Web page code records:
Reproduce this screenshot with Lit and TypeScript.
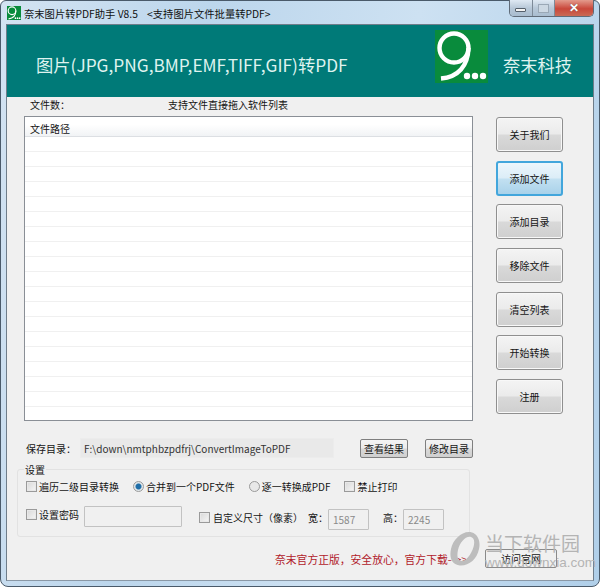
import { LitElement, html, css } from "lit";
import { customElement } from "lit/decorators.js";

const Logo = (s: number) => html`<svg class="logo" width=${s} height=${s} viewBox="0 0 53 53">
  <rect width="53" height="53" fill="#098b3c"/>
  <circle cx="19" cy="18" r="14.5" fill="none" stroke="#fff" stroke-width="4.4"/>
  <path d="M33.5 18 C33 36 23 47 6 48.5" fill="none" stroke="#fff" stroke-width="4.4"/>
  <circle cx="32" cy="46" r="3.2" fill="#fff"/><circle cx="40" cy="46" r="3.2" fill="#fff"/><circle cx="48" cy="46" r="3.2" fill="#fff"/>
</svg>`;

@customElement("app-root")
export class AppRoot extends LitElement {
  static styles = css`
    :host { display: block; width: 600px; height: 587px; overflow: hidden; position: relative;
      font-family: "Noto Sans CJK SC", "DejaVu Sans", sans-serif; font-size: 10px; color: #151515; }
    * { box-sizing: border-box; }
    .window { height: 587px; display: flex; flex-direction: column; border: 1px solid #4a5a6a; border-radius: 6px 6px 8px 8px;
      background: linear-gradient(100deg, #d3e3f2 0%, #bcd6ec 30%, #cde1f2 60%, #b0cfe9 100%); padding: 0 5px 5px; }
    .titlebar { height: 23px; display: flex; align-items: center; flex: none; position: relative; padding-left: 1px; padding-top: 1px; }
    .app-icon { width: 14px; height: 14px; margin-right: 3px; display: flex; }
    .t1 { color: #111; white-space: pre; font-size: 10.3px; }
    .caption { position: absolute; right: 0; top: -1px; display: flex; height: 17px; width: 85px;
      border: 1px solid #5f6b78; border-top: none; border-radius: 0 0 5px 5px; overflow: hidden; }
    .cb { flex: 1; display: flex; align-items: center; justify-content: center; border-right: 1px solid #7d8a98;
      background: linear-gradient(#dfe9f3, #b8c8d8 50%, #a9bccf); }
    .cb.close { flex: none; width: 38px; border: none; background: linear-gradient(#e39a8c, #c9473a 55%, #c96a55); }
    .min { width: 11px; height: 4px; background: #f4f4f4; border: 1px solid #55606c; border-radius: 1px; margin-top: 4px; }
    .max { width: 11px; height: 9px; border: 1px solid #9aa8b6; background: #ccd8e3; }
    .x { color: #fff; font: bold 12px "Liberation Sans", sans-serif; text-shadow: 0 0 1px #444; }

    .client { flex: 1; display: flex; flex-direction: column; background: #f0f0f0; border: 1px solid #6f7d8a; border-bottom-color: #8a98a6; min-height: 0; }
    .banner { height: 72px; flex: none; background: #007a78; display: flex; align-items: center; color: #dff3ef; }
    .banner-title { font-size: 17.3px; margin: 6px 0 0 29px; width: 399px; white-space: nowrap; }
    .logo { display: block; flex: none; }
    .banner .logo { margin-bottom: 9px; }
    .company { font-size: 17.3px; margin: 6px 0 0 15px; white-space: nowrap; }

    .main { display: flex; padding: 0 0 0 17px; flex: none; }
    .left { width: 449px; flex: none; }
    .info { height: 19px; display: flex; align-items: center; padding: 0 0 4px 6px; }
    .info span:first-child { width: 138px; }
    .list { height: 305px; border: 1px solid #8a8f96; background: #fff; overflow: hidden; }
    .head { height: 20px; padding: 3px 0 0 5px; display: flex; align-items: center;
      background: linear-gradient(#fff 40%, #f1f3f5); border-bottom: 1px solid #dcdfe3; }
    .row { height: 15px; border-bottom: 1px solid #f0f0f0; }
    .buttons { margin-left: 23px; padding-top: 20px; display: flex; flex-direction: column; gap: 8.7px; }
    .btn { width: 67px; height: 35px; display: flex; align-items: center; justify-content: center; border: 1px solid #8f8f8f; border-radius: 3px;
      background: linear-gradient(#f4f4f4, #ebebeb 48%, #d9d9d9 52%, #cfcfcf); color: #151515; box-shadow: inset 0 0 0 1px #f8f8f8; }
    .btn.active { border: 2px solid #42a6dc; background: linear-gradient(#ecf6fc, #dcedf7 48%, #c2e0f1 52%, #a9d2ea); box-shadow: none; }
    .btn.small { width: auto; height: 19px; padding: 0 3px; box-shadow: none; border-color: #7f7f7f; border-radius: 2px; }

    .save { display: flex; align-items: center; height: 20px; margin-top: 17px; padding-left: 19px; flex: none; }
    .path { width: 254px; height: 20px; margin-left: 4px; background: #e9e9e9; padding-left: 3px; display: flex; align-items: center; border: 1px solid #ececec; color: #333; white-space: nowrap; }
    .save .b1 { margin-left: 26px; }
    .save .b2 { margin-left: 17px; }

    .group { position: relative; margin: 11px 0 0 10px; width: 453px; height: 68px; flex: none; border: 1px solid #e2e2e2; border-radius: 3px;
      padding: 6px 0 0 8px; display: flex; flex-direction: column; gap: 10px; }
    .legend { position: absolute; left: 6px; top: -6px; background: #f0f0f0; padding: 0 1px; line-height: 12px; }
    .line { display: flex; align-items: center; height: 20px; white-space: nowrap; }
    .ck { width: 11px; height: 11px; border: 1px solid #9a9a9a; background: linear-gradient(135deg, #d8d8d8, #f6f6f6); margin-right: 2px; flex: none; box-shadow: inset 0 0 0 1px #e8e8e8; }
    .rd { width: 11px; height: 11px; border-radius: 50%; border: 1px solid #9a9a9a; background: #e8e8e8; margin-right: 2px; flex: none; }
    .rd.on { background: radial-gradient(circle, #1f6ea8 0 2.5px, #dfe6ea 3.5px); }
    .field { height: 21px; border: 1px solid #c2c2c2; border-radius: 1px; background: #f0f0f0; color: #8a8a8a; display: flex; align-items: center; padding-left: 4px; }
    .m1 { margin-left: 14px; } .m2 { margin-left: 14px; } .m3 { margin-left: 14px; }
    .up { margin-bottom: 4px; }
    .pass { width: 98px; margin-left: 5px; }
    .ck2 { margin-left: 17px; margin-right: 3px; }
    .dn { margin-top: 2px; }
    .num { width: 41px; margin-top: 6px; }
    .wd { margin-left: 5px; }
    .hg { margin-left: 14px; }

    .foot { position: relative; display: flex; align-items: center; height: 19px; margin-top: 12px; flex: none; padding-left: 268px; }
    .red { color: #b0202a; white-space: nowrap; width: 210px; font-size: 10.8px; }
    .foot .btn { position: relative; z-index: 1; width: 72px; height: 19px; box-shadow: none; background: #f0f0f0; border-color: #8a8a8a; border-radius: 2px; }

    .wm { position: absolute; left: 448px; top: 531px; width: 140px; height: 40px; pointer-events: none; z-index: 2; }
    .wm-o { position: absolute; left: 0; top: 0; display: block; }
    .wm-cn { position: absolute; left: 37px; top: 1px; font-size: 19px; line-height: 22px; white-space: nowrap; color: #b4b4b4; }
    .wm-en { position: absolute; left: 37px; top: 24px; font: 13.5px "Liberation Sans", sans-serif; white-space: nowrap; color: #b4b4b4; }
  `;

  render() {
    const rows = Array.from({ length: 19 });
    return html`
      <div class="window">
        <div class="titlebar">
          <span class="app-icon">${Logo(14)}</span>
          <span class="t1">奈末图片转PDF助手 V8.5    &lt;支持图片文件批量转PDF&gt;</span>
          <div class="caption">
            <div class="cb"><div class="min"></div></div>
            <div class="cb"><div class="max"></div></div>
            <div class="cb close"><span class="x">✕</span></div>
          </div>
        </div>
        <div class="client">
          <div class="banner">
            <div class="banner-title">图片(JPG,PNG,BMP,EMF,TIFF,GIF)转PDF</div>
            ${Logo(53)}
            <div class="company">奈末科技</div>
          </div>
          <div class="main">
            <div class="left">
              <div class="info"><span>文件数：</span><span>支持文件直接拖入软件列表</span></div>
              <div class="list">
                <div class="head">文件路径</div>
                ${rows.map(() => html`<div class="row"></div>`)}
              </div>
            </div>
            <div class="buttons">
              <div class="btn">关于我们</div>
              <div class="btn active">添加文件</div>
              <div class="btn">添加目录</div>
              <div class="btn">移除文件</div>
              <div class="btn">清空列表</div>
              <div class="btn">开始转换</div>
              <div class="btn">注册</div>
            </div>
          </div>
          <div class="save">
            <span>保存目录：</span>
            <div class="path">F:\\down\\nmtphbzpdfrj\\ConvertImageToPDF</div>
            <div class="btn small b1">查看结果</div>
            <div class="btn small b2">修改目录</div>
          </div>
          <div class="group">
            <span class="legend">设置</span>
            <div class="line">
              <span class="ck"></span>遍历二级目录转换
              <span class="rd on m1"></span>合并到一个PDF文件
              <span class="rd m2"></span>逐一转换成PDF
              <span class="ck m3"></span>禁止打印
            </div>
            <div class="line">
              <span class="ck up"></span><span class="up">设置密码</span>
              <div class="field pass"></div>
              <span class="ck ck2 dn"></span><span class="dn">自定义尺寸（像素）</span>
              <span class="wd dn">宽：</span>
              <div class="field num">1587</div>
              <span class="hg dn">高：</span>
              <div class="field num">2245</div>
            </div>
          </div>
          <div class="foot">
            <span class="red">奈末官方正版，安全放心，官方下载--&gt;&gt;</span>
            <div class="btn">访问官网</div>
          </div>
        </div>
      </div>
      <div class="wm">
        <svg class="wm-o" width="34" height="36" viewBox="0 0 34 36">
          <path fill="#bdbdbd" fill-rule="evenodd" d="M24 1.5C29 3 33 9 31 18C29 28 21 35 12 34.5C4 34 1 27 3 18C5 8 15 -1 24 1.5ZM23 6C18 4.5 12 11 10 19C8.5 26 10 30 13.500 30C18 30 23 24 25.500 16C27 10 26 7 23 6Z"/>
        </svg>
        <div class="wm-cn">当下软件园</div>
        <div class="wm-en">www.downxia.com</div>
      </div>
    `;
  }
}
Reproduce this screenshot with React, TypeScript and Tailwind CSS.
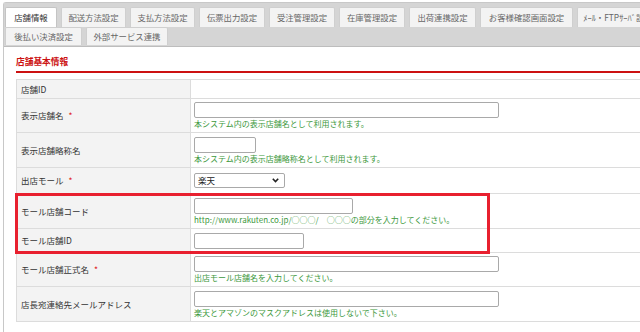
import React from "react";

const tabsRow1 = [
  { label: "店舗情報", w: "w-[52px]" },
  { label: "配送方法設定", w: "w-[65px]" },
  { label: "支払方法設定", w: "w-[65px]" },
  { label: "伝票出力設定", w: "w-[66px]" },
  { label: "受注管理設定", w: "w-[66px]" },
  { label: "在庫管理設定", w: "w-[66px]" },
  { label: "出荷連携設定", w: "w-[67px]" },
  { label: "お客様確認画面設定", w: "w-[93px]" },
  { label: "ﾒｰﾙ・FTPｻｰﾊﾞ設定", w: "w-[82px]" },
];
const tabsRow2 = [
  { label: "後払い決済設定", w: "w-[77px]" },
  { label: "外部サービス連携", w: "w-[82px]" },
];

function Tab({ label, w, active }: { label: string; w: string; active?: boolean }) {
  return (
    <div
      className={
        "h-full shrink-0 flex items-center justify-center whitespace-nowrap border border-b-0 rounded-t-[2px] text-[8.4px] " +
        w +
        " " +
        (active
          ? "bg-white border-[#c4c4c4] text-[#333]"
          : "bg-[#f3f3f3] border-[#cfcfcf] text-[#666]")
      }
    >
      {label}
    </div>
  );
}

function Row({
  h,
  label,
  required,
  children,
}: {
  h: string;
  label: string;
  required?: boolean;
  children?: React.ReactNode;
}) {
  return (
    <div className={"flex border-b border-[#dcdcdc] " + h}>
      <div className="w-[174px] shrink-0 bg-[#f3f3f3] border-r border-[#dcdcdc] flex items-center pl-[4px] text-[8.5px] text-[#333]">
        {label}
        {required && <span className="ml-[5px] text-[#e02020]">*</span>}
      </div>
      <div className="flex-1 flex flex-col justify-center items-start pl-[3px]">
        {children}
      </div>
    </div>
  );
}

function Field({ w }: { w: string }) {
  return (
    <input
      type="text"
      readOnly
      className={"h-[16px] border border-[#a9a9a9] rounded-[2px] bg-white outline-none " + w}
    />
  );
}

function Hint({ children }: { children: React.ReactNode }) {
  return (
    <div className="text-[8px] leading-[11px] text-[#3c983c] whitespace-nowrap">
      {children}
    </div>
  );
}

export default function App() {
  return (
    <div className="relative w-[640px] h-[332px] overflow-hidden bg-white font-['Noto_Sans_CJK_JP',sans-serif]">
      <div className="ml-[3px] mt-[2px] w-[720px] h-[400px] border-l border-t border-[#c8c8c8] rounded-tl-[3px]">
        {/* tabs */}
        <div className="bg-[#d5d5d5] pt-[4px] pb-[1px] pl-[1px] border-b border-[#bdbdbd]">
          <div className="flex gap-[4px] h-[20px]">
            {tabsRow1.map((t, i) => (
              <Tab key={t.label} label={t.label} w={t.w} active={i === 0} />
            ))}
          </div>
          <div className="flex gap-[4px] h-[18px]">
            {tabsRow2.map((t) => (
              <Tab key={t.label} label={t.label} w={t.w} />
            ))}
          </div>
        </div>

        {/* content */}
        <div className="pl-[12px]">
          <div className="mt-[9px] h-[17px] border-b-2 border-[#cc1111] text-[8.7px] leading-[12px] font-bold text-[#cc1111]">
            店舗基本情報
          </div>
          <div className="mt-[6px] border-t border-l border-[#dcdcdc]">
            <Row h="h-[19px]" label="店舗ID" />
            <Row h="h-[34px]" label="表示店舗名" required>
              <Field w="w-[305px]" />
              <Hint>本システム内の表示店舗名として利用されます。</Hint>
            </Row>
            <Row h="h-[35px]" label="表示店舗略称名">
              <Field w="w-[62px]" />
              <Hint>本システム内の表示店舗略称名として利用されます。</Hint>
            </Row>
            <Row h="h-[26px]" label="出店モール" required>
              <div className="w-[91px] h-[15px] border border-[#a9a9a9] rounded-[2px] bg-white flex items-center justify-between pl-[3px] pr-[5px] text-[8.5px] text-[#222]">
                <span>楽天</span>
                <svg width="7" height="5" viewBox="0 0 7 5">
                  <path d="M0.8 0.8 L3.5 3.6 L6.2 0.8" fill="none" stroke="#222" strokeWidth="1.6" />
                </svg>
              </div>
            </Row>
            <Row h="h-[35px]" label="モール店舗コード">
              <Field w="w-[159px]" />
              <Hint>http://www.rakuten.co.jp/○○○/　○○○の部分を入力してください。</Hint>
            </Row>
            <Row h="h-[24px]" label="モール店舗ID">
              <Field w="w-[110px]" />
            </Row>
            <Row h="h-[34px]" label="モール店舗正式名" required>
              <Field w="w-[305px]" />
              <Hint>出店モール店舗名を入力してください。</Hint>
            </Row>
            <Row h="h-[35px]" label="店長宛連絡先メールアドレス">
              <Field w="w-[305px]" />
              <Hint>楽天とアマゾンのマスクアドレスは使用しないで下さい。</Hint>
            </Row>
          </div>
        </div>
      </div>

      {/* annotation box */}
      <div className="absolute left-[15px] top-[193px] w-[475px] h-[61px] border-[3px] border-[#e8202f]" />
    </div>
  );
}
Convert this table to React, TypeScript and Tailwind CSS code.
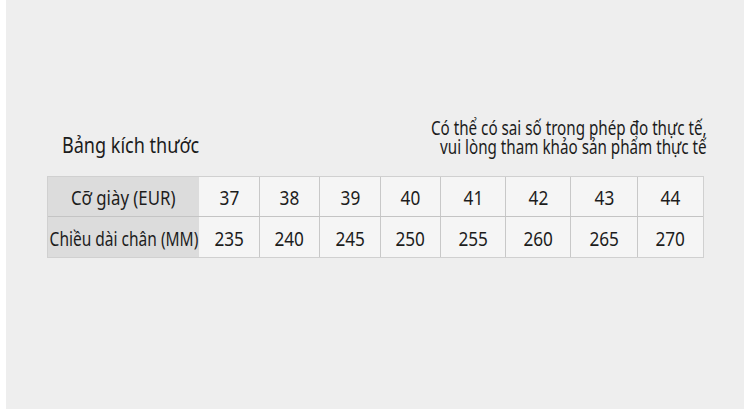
const sizes = [
  { eur: "37", mm: "235", w: "w-[60px]" },
  { eur: "38", mm: "240", w: "w-[60px]" },
  { eur: "39", mm: "245", w: "w-[61px]" },
  { eur: "40", mm: "250", w: "w-[60px]" },
  { eur: "41", mm: "255", w: "w-[65px]" },
  { eur: "42", mm: "260", w: "w-[65px]" },
  { eur: "43", mm: "265", w: "w-[67px]" },
  { eur: "44", mm: "270", w: "w-[66px]" },
];

export default function App() {
  return (
    <div className="flex h-[409px] w-[750px] bg-white px-[6px] font-['Noto_Sans',sans-serif] text-[#1c1c1c]">
      <main className="flex flex-1 flex-col bg-[#eeeeee] pt-[115px]">
        <div className="flex items-start justify-between pl-[56px] pr-[37px]">
          <h1 className="mt-[15px] origin-left scale-x-[0.82] whitespace-nowrap text-[22px] leading-[28px]">Bảng kích thước</h1>
          <div className="mt-[4px] flex origin-right scale-x-[0.8] flex-col items-end whitespace-nowrap text-[19px] leading-[19px]">
            <span>Có thể có sai số trong phép đo thực tế,</span>
            <span>vui lòng tham khảo sản phẩm thực tế</span>
          </div>
        </div>

        <div className="ml-[41px] mt-[18px] flex w-fit flex-col border border-[#d0d0d0] text-[20px]">
          <div className="flex h-[40px] border-b border-[#c4c4c4]">
            <div className="flex w-[151px] items-center justify-center bg-[#dcdcdc] pt-[3px]">
              <span className="scale-x-[0.84] whitespace-nowrap">Cỡ giày (EUR)</span>
            </div>
            {sizes.map((s, i) => (
              <div
                key={s.eur}
                className={`flex ${s.w} items-center justify-center bg-[#f5f5f5] pt-[3px] ${i > 0 ? "border-l border-[#c8c8c8]" : ""}`}
              >
                <span className="scale-x-[0.86]">{s.eur}</span>
              </div>
            ))}
          </div>
          <div className="flex h-[40px]">
            <div className="flex w-[151px] items-center justify-center bg-[#dcdcdc] pt-[3px]">
              <span className="scale-x-[0.775] whitespace-nowrap">Chiều dài chân (MM)</span>
            </div>
            {sizes.map((s, i) => (
              <div
                key={s.mm}
                className={`flex ${s.w} items-center justify-center bg-[#f5f5f5] pt-[3px] ${i > 0 ? "border-l border-[#c8c8c8]" : ""}`}
              >
                <span className="scale-x-[0.86]">{s.mm}</span>
              </div>
            ))}
          </div>
        </div>
      </main>
    </div>
  );
}
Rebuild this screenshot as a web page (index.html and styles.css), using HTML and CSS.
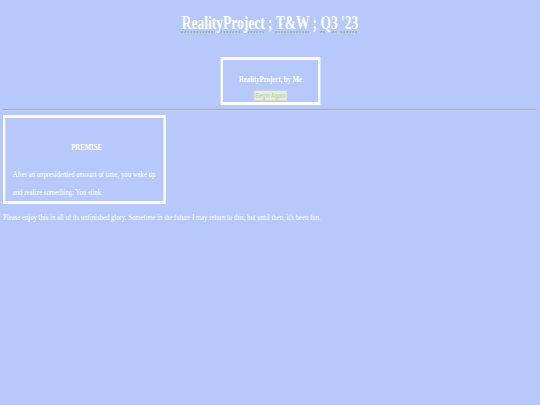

→ **Exercise requirements**
Print everything from the line with "Reproduce this screenshot with React, TypeScript" down to the line with "import React from", both included, exactly as written and without the pictures.

→ **Exercise response**
Reproduce this screenshot with React, TypeScript and Tailwind CSS.
import React from "react";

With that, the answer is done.